Capaldi ist der erste Popstar, der das Original-Video und das lustige Persiflage-Video aus einer Hand liefert. In einer Zeit, in der man fast nicht mehr ernsthaft Werbung für etwas machen kann, versteht er es, ironisch gebrochen Werbung zu machen - indem er sich selbst dabei auf die Schippe nimmt. Sein Album heißt "Divinely Uninspired To A Hellish Extent", als sei er vollkommen untalentiert. Anders gesagt, je länger man sein interdisziplinäres Werk studiert, stellt man fest: Das Zweitbeste an Lewis Capaldi ist seine Musik.

Lewis Capaldi

"Wenn einem Elton John das rät", sagt Lewis Capaldi über die Idee, mal alleine eine Nummer am Klavier zu spielen.

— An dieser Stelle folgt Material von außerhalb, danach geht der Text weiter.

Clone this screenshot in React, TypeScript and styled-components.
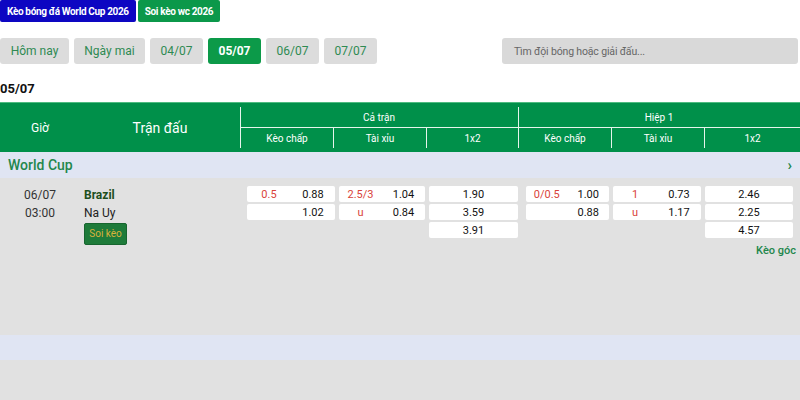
import React from "react";
import styled, { createGlobalStyle } from "styled-components";

const Global = createGlobalStyle`
  html, body { margin: 0; padding: 0; background: #ffffff; }
  body { font-family: Roboto, "Noto Sans", Arial, sans-serif; color: #222; }
  * { box-sizing: border-box; }
`;

const Page = styled.div`
  width: 800px;
  height: 400px;
  overflow: hidden;
  background: #ffffff;
`;

const TopBar = styled.div`
  display: flex;
  gap: 2px;
`;

const TagButton = styled.div<{ $tone: "blue" | "green" }>`
  height: 22px;
  padding: 0 7px;
  display: flex;
  align-items: center;
  font-size: 10px;
  letter-spacing: -0.35px;
  font-weight: 700;
  color: #fff;
  border-radius: 2px;
  background: ${(p) => (p.$tone === "blue" ? "#0d06c2" : "#0b984a")};
`;

const FilterRow = styled.div`
  margin-top: 16px;
  display: flex;
  justify-content: space-between;
  height: 26px;
  padding-right: 2px;
`;

const DateTabs = styled.div`
  display: flex;
  gap: 5px;
`;

const DateButton = styled.div<{ $active?: boolean; $w: number }>`
  width: ${(p) => p.$w}px;
  height: 26px;
  display: flex;
  align-items: center;
  justify-content: center;
  font-size: 12px;
  border-radius: 3px;
  background: ${(p) => (p.$active ? "#0c9a49" : "#dcdcdc")};
  color: ${(p) => (p.$active ? "#ffffff" : "#2e8a52")};
  font-weight: ${(p) => (p.$active ? 700 : 400)};
`;

const Search = styled.div`
  width: 296px;
  height: 26px;
  border-radius: 3px;
  background: #d9d9d9;
  display: flex;
  align-items: center;
  padding-left: 12px;
  font-size: 10.5px;
  letter-spacing: -0.15px;
  color: #666;
`;

const DayTitle = styled.div`
  margin-top: 18px;
  height: 20px;
  font-size: 13px;
  font-weight: 700;
  color: #111;
  line-height: 14px;
`;

const TableHead = styled.div`
  height: 50px;
  background: #00904a;
  border-top: 1px solid #4dbb80;
  display: grid;
  grid-template-columns: 80px 160px 278px 1fr;
  padding: 4px 0;
  color: #fff;
`;

const HeadCell = styled.div<{ $size: number }>`
  display: flex;
  align-items: center;
  justify-content: center;
  font-size: ${(p) => p.$size}px;
`;

const Group = styled.div`
  border-left: 1px solid #e6f4ec;
  display: grid;
  grid-template-rows: 21px 20px;
`;

const GroupTitle = styled.div`
  display: flex;
  align-items: center;
  justify-content: center;
  font-size: 10px;
  border-bottom: 1px solid #e6f4ec;
  margin-left: -1px;
`;

const SubRow = styled.div`
  display: grid;
  grid-template-columns: 92px 93px 1fr;
`;

const SubCell = styled.div`
  display: flex;
  align-items: center;
  justify-content: center;
  font-size: 10px;
  & + & {
    border-left: 1px solid #e6f4ec;
  }
`;

const LeagueBar = styled.div`
  height: 26px;
  background: #e0e5f3;
  display: flex;
  align-items: center;
  justify-content: space-between;
  padding: 0 8px;
  color: #23874c;
`;

const LeagueName = styled.div`
  font-size: 14px;
  font-weight: 500;
`;

const Chevron = styled.div`
  font-size: 15px;
  font-weight: 700;
  line-height: 1;
`;

const MatchArea = styled.div`
  height: 157px;
  background: #e1e1e1;
  display: grid;
  grid-template-columns: 80px 160px 1fr;
  padding-top: 8px;
`;

const TimeCol = styled.div`
  display: flex;
  flex-direction: column;
  align-items: center;
  font-size: 12px;
  color: #333;
  line-height: 18px;
`;

const TeamCol = styled.div`
  display: flex;
  flex-direction: column;
  align-items: flex-start;
  padding-left: 4px;
  font-size: 12px;
  line-height: 18px;
`;

const Team = styled.div<{ $home?: boolean }>`
  color: ${(p) => (p.$home ? "#1d4f1d" : "#222")};
  font-weight: ${(p) => (p.$home ? 700 : 400)};
`;

const SoiButton = styled.div`
  margin-top: 1px;
  width: 43px;
  height: 22px;
  background: #1e7b3a;
  border: 1px solid #17652f;
  border-radius: 2px;
  color: #d8b23a;
  font-size: 10px;
  display: flex;
  align-items: center;
  justify-content: center;
`;

const OddsWrap = styled.div`
  display: flex;
  flex-direction: column;
`;

const OddsGrid = styled.div`
  display: grid;
  grid-template-columns: 88px 86px 89px 87px 88px 88px;
  column-gap: 4px;
  padding-left: 7px;
  & > :nth-child(6n + 4) {
    margin-left: 4px;
  }
  row-gap: 2px;
  grid-auto-rows: 16px;
`;

const OddsCell = styled.div<{ $empty?: boolean }>`
  background: ${(p) => (p.$empty ? "transparent" : "#ffffff")};
  border-radius: 2px;
  display: grid;
  grid-template-columns: 1fr 1fr;
  align-items: center;
  font-size: 11px;
  color: #111;
`;

const Single = styled.div`
  grid-column: 1 / 3;
  text-align: center;
`;

const Line = styled.div`
  text-align: center;
  color: #d9433a;
`;

const Price = styled.div`
  text-align: center;
`;

const CornerLink = styled.div`
  margin-top: 6px;
  align-self: flex-end;
  padding-right: 4px;
  font-size: 11px;
  font-weight: 500;
  color: #23874c;
`;

const BlankLeague = styled.div`
  height: 25px;
  background: #e0e5f3;
`;

const Rest = styled.div`
  height: 40px;
  background: #e1e1e1;
`;

type Cell =
  | { kind: "pair"; line?: string; price: string }
  | { kind: "single"; price: string }
  | { kind: "empty" };

const rows: Cell[][] = [
  [
    { kind: "pair", line: "0.5", price: "0.88" },
    { kind: "pair", line: "2.5/3", price: "1.04" },
    { kind: "single", price: "1.90" },
    { kind: "pair", line: "0/0.5", price: "1.00" },
    { kind: "pair", line: "1", price: "0.73" },
    { kind: "single", price: "2.46" },
  ],
  [
    { kind: "pair", price: "1.02" },
    { kind: "pair", line: "u", price: "0.84" },
    { kind: "single", price: "3.59" },
    { kind: "pair", price: "0.88" },
    { kind: "pair", line: "u", price: "1.17" },
    { kind: "single", price: "2.25" },
  ],
  [
    { kind: "empty" },
    { kind: "empty" },
    { kind: "single", price: "3.91" },
    { kind: "empty" },
    { kind: "empty" },
    { kind: "single", price: "4.57" },
  ],
];

const dates = [
  { label: "Hôm nay", w: 69 },
  { label: "Ngày mai", w: 71 },
  { label: "04/07", w: 53 },
  { label: "05/07", w: 53, active: true },
  { label: "06/07", w: 53 },
  { label: "07/07", w: 53 },
];

export default function App() {
  return (
    <Page>
      <Global />
      <TopBar>
        <TagButton $tone="blue">Kèo bóng đá World Cup 2026</TagButton>
        <TagButton $tone="green">Soi kèo wc 2026</TagButton>
      </TopBar>
      <FilterRow>
        <DateTabs>
          {dates.map((d) => (
            <DateButton key={d.label} $w={d.w} $active={d.active}>
              {d.label}
            </DateButton>
          ))}
        </DateTabs>
        <Search>Tìm đội bóng hoặc giải đấu...</Search>
      </FilterRow>
      <DayTitle>05/07</DayTitle>
      <TableHead>
        <HeadCell $size={12}>Giờ</HeadCell>
        <HeadCell $size={14}>Trận đấu</HeadCell>
        {["Cả trận", "Hiệp 1"].map((g) => (
          <Group key={g}>
            <GroupTitle>{g}</GroupTitle>
            <SubRow>
              <SubCell>Kèo chấp</SubCell>
              <SubCell>Tài xỉu</SubCell>
              <SubCell>1x2</SubCell>
            </SubRow>
          </Group>
        ))}
      </TableHead>
      <LeagueBar>
        <LeagueName>World Cup</LeagueName>
        <Chevron>›</Chevron>
      </LeagueBar>
      <MatchArea>
        <TimeCol>
          <div>06/07</div>
          <div>03:00</div>
        </TimeCol>
        <TeamCol>
          <Team $home>Brazil</Team>
          <Team>Na Uy</Team>
          <SoiButton>Soi kèo</SoiButton>
        </TeamCol>
        <OddsWrap>
          <OddsGrid>
            {rows.flatMap((r, ri) =>
              r.map((c, ci) => {
                const key = `${ri}-${ci}`;
                if (c.kind === "empty") return <OddsCell key={key} $empty />;
                if (c.kind === "single")
                  return (
                    <OddsCell key={key}>
                      <Single>{c.price}</Single>
                    </OddsCell>
                  );
                return (
                  <OddsCell key={key}>
                    <Line>{c.line ?? ""}</Line>
                    <Price>{c.price}</Price>
                  </OddsCell>
                );
              })
            )}
          </OddsGrid>
          <CornerLink>Kèo góc</CornerLink>
        </OddsWrap>
      </MatchArea>
      <BlankLeague />
      <Rest />
    </Page>
  );
}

(Foto: Alexandra Gavillet)

Backstage liegt noch der Laptop auf dem Tisch, an dem gerade noch Musik geschnitten worden sein muss, daneben stehen Songtitel auf Papierschnipseln, die er gleich noch auf die Setlist kleben muss. Hier bastelt die Nummer 1 noch selbst. Capaldi ist ein wohlerzogener Popstar, der zwar oft flucht, aber mindestens genauso oft "Thank you, cheers" sagt.

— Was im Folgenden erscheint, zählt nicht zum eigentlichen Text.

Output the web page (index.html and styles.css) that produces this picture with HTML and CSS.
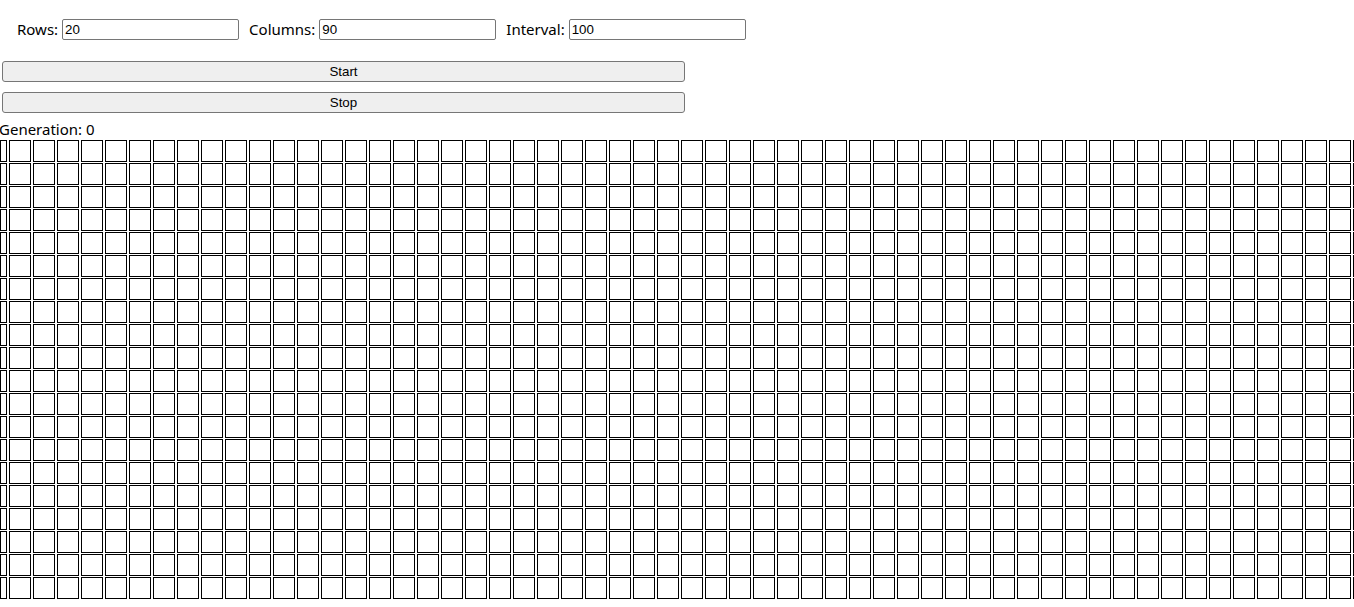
FILE: index.html
```html
<!DOCTYPE html>
<html lang="en">
<head>
<meta charset="utf-8">
<title>Game of Life</title>
<link rel="stylesheet" href="styles.css">
</head>
<body>
<div class="app">
  <div class="controls">
    <label class="field"><span>Rows:</span><input class="num" type="text" value="20"></label>
    <label class="field"><span>Columns:</span><input class="num" type="text" value="90"></label>
    <label class="field"><span>Interval:</span><input class="num" type="text" value="100"></label>
  </div>
  <div class="buttons">
    <button class="btn" type="button">Start</button>
    <button class="btn" type="button">Stop</button>
  </div>
  <div class="generation">Generation: 0</div>
  <div class="grid" id="grid"></div>
</div>
<script src="script.js"></script>
</body>
</html>
```

FILE: styles.css
```css
html, body {
  margin: 0;
  padding: 0;
  background: #fff;
}
body {
  overflow: hidden;
  font-family: "Noto Sans", "Open Sans", sans-serif;
  font-size: 15px;
  color: #000;
}
.app {
  display: flex;
  flex-direction: column;
  align-items: flex-start;
}
.controls {
  display: flex;
  align-items: center;
  gap: 10px;
  padding: 19px 0 0 17px;
}
.field {
  display: flex;
  align-items: center;
  gap: 4px;
  line-height: 21px;
}
.num {
  box-sizing: border-box;
  width: 177px;
  height: 21px;
  margin: 0;
  padding: 1px 2px;
  border: 1px solid #767676;
  border-radius: 2px;
  font-family: "Liberation Sans", Arial, sans-serif;
  font-size: 13.33px;
  color: #000;
  background: #fff;
}
.buttons {
  display: flex;
  flex-direction: column;
  gap: 10px;
  margin: 21px 0 0 2px;
  width: 683px;
}
.btn {
  box-sizing: border-box;
  width: 100%;
  height: 21px;
  margin: 0;
  padding: 0;
  border: 1px solid #767676;
  border-radius: 3px;
  background: #efefef;
  font-family: "Liberation Sans", Arial, sans-serif;
  font-size: 13.33px;
  color: #000;
}
.generation {
  margin: 6px 0 0 -1px;
  line-height: 21px;
  font-size: 15px;
}
.grid {
  display: grid;
  grid-template-columns: 7px repeat(89, 22px);
  grid-auto-rows: 22px;
  column-gap: 2px;
  row-gap: 1px;
}
.cell {
  box-sizing: border-box;
  border: 1px solid #000;
  background: #fff;
}
```

FILE: script.js
```js
const grid = document.getElementById('grid');
const rows = 20;
const cols = 90;
const frag = document.createDocumentFragment();
for (let r = 0; r < rows; r++) {
  for (let c = 0; c < cols; c++) {
    const cell = document.createElement('div');
    cell.className = 'cell';
    frag.appendChild(cell);
  }
}
grid.appendChild(frag);
```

Im Sommer, erzählt er, lud ihn Elton John auf sein Anwesen bei Nizza ein. Capaldi, dem eigentlich nichts heilig ist, merkt man da dann doch an, dass ihm das Treffen viel bedeutete. Hühnchen habe es gegeben, Gemüse, Shrimps, "sehr viel gesundes Zeug". Er spricht zwar "Shrimps" mit einem ploppenden p wie ein Feine-Leute-Essen aus, aber ansonsten fehlt der typisch ironische Unterton. "Elton John sagte mir, 'Bruises' sei sein Lieblingslied. Er hat das Album wirklich ordentlich durchgehört, er kannte mehr als nur den einen Song!" Hat er ihm einen Tipp gegeben? "Er sagte, ich soll mal eine Nummer alleine am Klavier spielen. Das mache ich dann auch auf der nächsten Tournee. Wenn einem Elton John das rät. . ."

Es gibt ein Foto von der Begegnung, auf dem die Beiden innig nebeneinander grinsend unter einem Sonnenschirm sitzen: der alte Typus des Popstars neben dem des neuen.

Elton John sieht dabei aus wie Elton John, mit rosagetönter Brille und einem Blumenhemd. Lewis Capaldi trägt einfach ein schwarzes T-Shirt. Das Foto teilten beide. Elton John schrieb ernst: "Verbringe den Tag mit dem nächsten britischen Superstar: Lewis Capaldi". Capaldi schrieb in seinem ganz eigenen Tonfall: "Mein Leben ist verdammt verrückt. Danke für das kostenlose Essen, Elton John". Elton Johns Foto bekam mehr als 200 000 Likes, Capaldis mehr als 800 000.